Mr. Habina, a First Amendment absolutist with a libertarian bent, sold his University City home when John F. Street was elected mayor in 1999. He wasn’t a fan of the Democrat.
“He was convinced the city was going to go down the toilet,” Montanaro recalled with a laugh. It turned out to be a terrible time to sell, because the value of homes in the neighborhood later increased.
Mr. Habina was frugal — downright cheap, even — with his own expenses, but exceedingly generous with everyone else.
Joanie Keen, a compliance specialist from Center City, met Mr. Habina at a bonfire party about 10 years ago. She decided to sit on his lap. “He had an ample lap,” Keen said. She later called him with a legal problem. He talked her through it and did the research.

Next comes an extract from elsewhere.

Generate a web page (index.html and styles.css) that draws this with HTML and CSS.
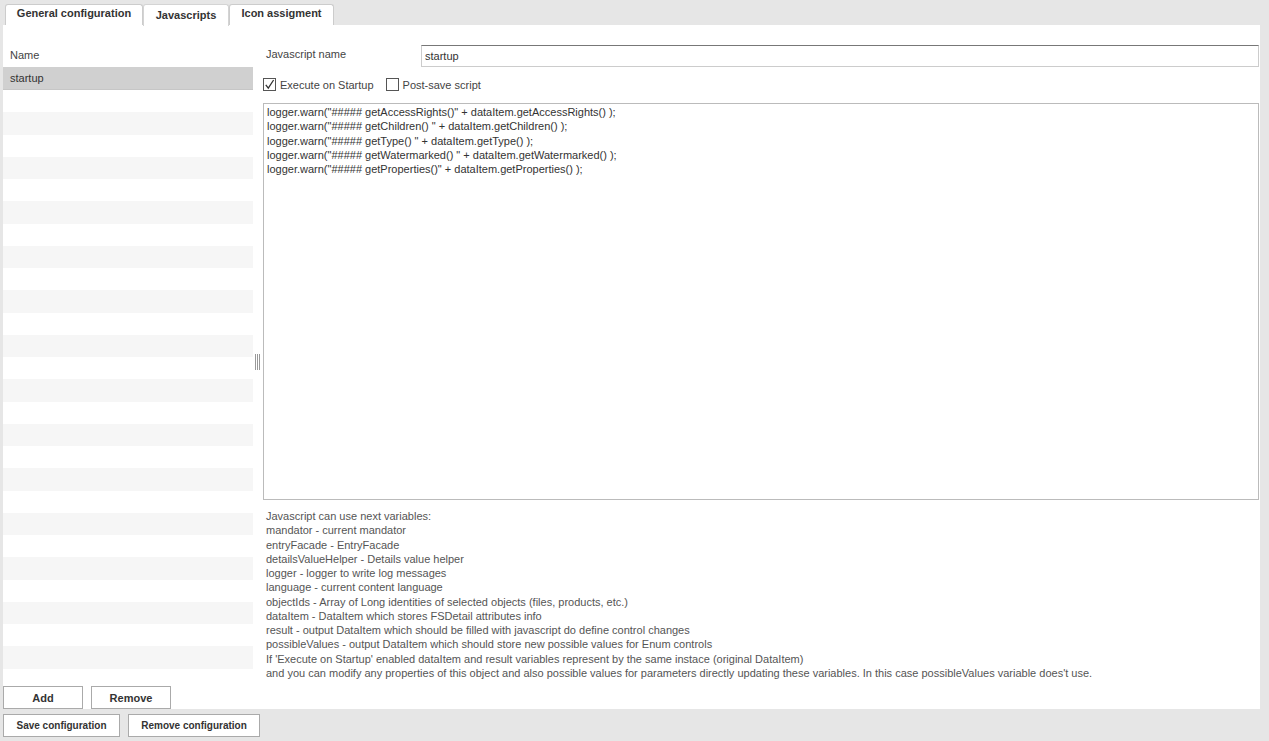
FILE: index.html
```html
<!DOCTYPE html>
<html lang="en">
<head>
    <meta charset="UTF-8">
    <title>Javascripts</title>
    <link rel="stylesheet" href="styles.css">
</head>
<body>

<div class="tabs">
    <div class="tab tab-general">General configuration</div>
    <div class="tab tab-scripts active">Javascripts</div>
    <div class="tab tab-icons">Icon assigment</div>
</div>

<div class="panel">
    <!-- Script list -->
    <div class="list-col">
        <div class="list-header">Name</div>
        <div class="list">
            <div class="row selected">startup</div>
            <div class="row"></div><div class="row alt"></div>
            <div class="row"></div><div class="row alt"></div>
            <div class="row"></div><div class="row alt"></div>
            <div class="row"></div><div class="row alt"></div>
            <div class="row"></div><div class="row alt"></div>
            <div class="row"></div><div class="row alt"></div>
            <div class="row"></div><div class="row alt"></div>
            <div class="row"></div><div class="row alt"></div>
            <div class="row"></div><div class="row alt"></div>
            <div class="row"></div><div class="row alt"></div>
            <div class="row"></div><div class="row alt"></div>
            <div class="row"></div><div class="row alt"></div>
            <div class="row"></div><div class="row alt"></div>
            <div class="row"></div>
        </div>
        <div class="list-buttons">
            <button class="btn btn-add">Add</button>
            <button class="btn btn-remove">Remove</button>
        </div>
    </div>

    <div class="splitter"><span class="grip"></span></div>

    <!-- Script editor -->
    <div class="editor">
        <div class="name-row">
            <label for="scriptName">Javascript name</label>
            <input type="text" id="scriptName" class="name-input" value="startup">
        </div>

        <div class="check-row">
            <span class="check checked">
                <svg width="11" height="11" viewBox="0 0 11 11"><path d="M1.8 5.8 L4.3 9.2 L9.6 1" fill="none" stroke="#333" stroke-width="1.3"/></svg>
            </span>
            <span class="check-label">Execute on Startup</span>
            <span class="check"></span>
            <span class="check-label">Post-save script</span>
        </div>

        <textarea class="code" spellcheck="false">logger.warn("##### getAccessRights()" + dataItem.getAccessRights() );
logger.warn("##### getChildren() " + dataItem.getChildren() );
logger.warn("##### getType() " + dataItem.getType() );
logger.warn("##### getWatermarked() " + dataItem.getWatermarked() );
logger.warn("##### getProperties()" + dataItem.getProperties() );</textarea>

        <div class="help">
            Javascript can use next variables:<br>
            mandator - current mandator<br>
            entryFacade - EntryFacade<br>
            detailsValueHelper - Details value helper<br>
            logger - logger to write log messages<br>
            language - current content language<br>
            objectIds - Array of Long identities of selected objects (files, products, etc.)<br>
            dataItem - DataItem which stores FSDetail attributes info<br>
            result - output DataItem which should be filled with javascript do define control changes<br>
            possibleValues - output DataItem which should store new possible values for Enum controls<br>
            If 'Execute on Startup' enabled dataItem and result variables represent by the same instace (original DataItem)<br>
            and you can modify any properties of this object and also possible values for parameters directly updating these variables. In this case possibleValues variable does't use.
        </div>
    </div>
</div>

<div class="bottom-buttons">
    <button class="btn btn-save">Save configuration</button>
    <button class="btn btn-remove-config">Remove configuration</button>
</div>

</body>
</html>
```

FILE: styles.css
```css
body {
    margin: 0;
    background-color: #e6e6e6;
    font-family: "Liberation Sans", Arial, sans-serif;
    font-size: 11px;
    color: #444;
}

/* Tabs */
.tabs {
    display: flex;
    padding: 4px 0 0 5px;
    height: 21px;
}

.tab {
    height: 21px;
    box-sizing: border-box;
    line-height: 17px;
    text-align: center;
    background-color: #fff;
    border: 1px solid #ccc;
    border-bottom: none;
    border-radius: 3px 3px 0 0;
    font-weight: bold;
    color: #333;
}

.tab.active {
    height: 22px;
    line-height: 20px;
    border-color: #d4d4d4;
}

.tab-general {
    width: 138px;
}

.tab-scripts {
    width: 86px;
}

.tab-icons {
    width: 105px;
}

/* Main panel */
.panel {
    display: flex;
    margin-left: 3px;
    width: 1257px;
    height: 684px;
    background-color: #fff;
}

.list-col {
    width: 250px;
    display: flex;
    flex-direction: column;
}

.list-header {
    height: 42px;
    box-sizing: border-box;
    padding: 24px 0 0 7px;
    color: #444;
}

.list {
    height: 613px;
    overflow: hidden;
}

.row {
    height: 22.25px;
    line-height: 22px;
    padding-left: 7px;
    color: #333;
}

.row.selected {
    background-color: #d0d0d0;
    border-bottom: 1px solid #c6c6c6;
    box-sizing: border-box;
    height: 23px;
}

.row.alt {
    background-color: #f6f6f6;
}

.list-buttons {
    display: flex;
    gap: 8px;
    margin-top: 6px;
}

.btn {
    height: 23px;
    padding: 0;
    background-color: #fff;
    border: 1px solid #aaa;
    font-family: "Liberation Sans", Arial, sans-serif;
    font-size: 11px;
    font-weight: bold;
    color: #333;
}

.btn-add, .btn-remove {
    width: 80px;
}

/* Splitter */
.splitter {
    width: 10px;
    display: flex;
    align-items: center;
    padding: 0 0 10px 2px;
    box-sizing: border-box;
}

.grip {
    width: 5px;
    height: 16px;
    border-left: 1px solid #999;
    border-right: 1px solid #999;
    box-sizing: border-box;
    background: linear-gradient(to right, transparent 1px, #999 1px, #999 2px, transparent 2px);
}

/* Editor */
.editor {
    flex: 1;
    padding: 20px 1px 0 0;
    display: flex;
    flex-direction: column;
}

.name-row {
    display: flex;
    align-items: center;
}

.name-row label {
    width: 155px;
    padding-left: 3px;
    padding-bottom: 5px;
    color: #444;
}

.name-input {
    flex: 1;
    height: 22px;
    box-sizing: border-box;
    padding: 0 3px;
    border: 1px solid #ccc;
    border-top-color: #777;
    font-family: "Liberation Sans", Arial, sans-serif;
    font-size: 11px;
    color: #333;
    outline: none;
}

.check-row {
    display: flex;
    align-items: center;
    margin-top: 11px;
    height: 13px;
}

.check {
    width: 13px;
    height: 13px;
    box-sizing: border-box;
    border: 1px solid #555;
    background-color: #fff;
    display: flex;
    align-items: center;
    justify-content: center;
}

.check-label {
    margin: 0 12px 0 4px;
    color: #444;
}

.code {
    margin-top: 12px;
    height: 397px;
    box-sizing: border-box;
    padding: 1px 3px;
    border: 1px solid #bbb;
    resize: none;
    font-family: "Liberation Sans", Arial, sans-serif;
    font-size: 11px;
    line-height: 14.3px;
    color: #333;
    outline: none;
}

.help {
    padding: 9px 0 0 3px;
    line-height: 14.25px;
    color: #555;
}

.bottom-buttons {
    display: flex;
    gap: 8px;
    margin: 5px 0 0 3px;
}

.bottom-buttons .btn {
    font-size: 10px;
}

.btn-save {
    width: 117px;
}

.btn-remove-config {
    width: 132px;
}
```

“We’re all still in shock,” Keen said Saturday evening. “We’re not even really processing it. It’s not registering. That this big, big personality is not here.”
His laugh is what Keen said she’ll never forget.
“It was booming, like the whole room sort of vibrated with his cheer,” she said. “It made everyone laugh and feel very at home.”
Despite Mr. Habina’s occasionally grouchy, off-color demeanor, he was also a caring, loving person, friends said.
Montanaro said that when he had to put down his 18-year-old dog, Mr. Habina demanded to go to the vet because he didn’t want Montanaro to be alone. Same when Montanaro’s grandmother died. At the funeral, it was just family — and Lou Habina.
“There was no way to keep him from coming,” Montanaro said. “He was there.”
Giordano, the Philly Pops president, said that a Wells Fargo representative called his office over the weekend and said the company intends to make a $5,000 contribution to the Philly Pops in Mr. Habina’s honor.
Mr. Habina is survived by an uncle, John J. Mehalchin.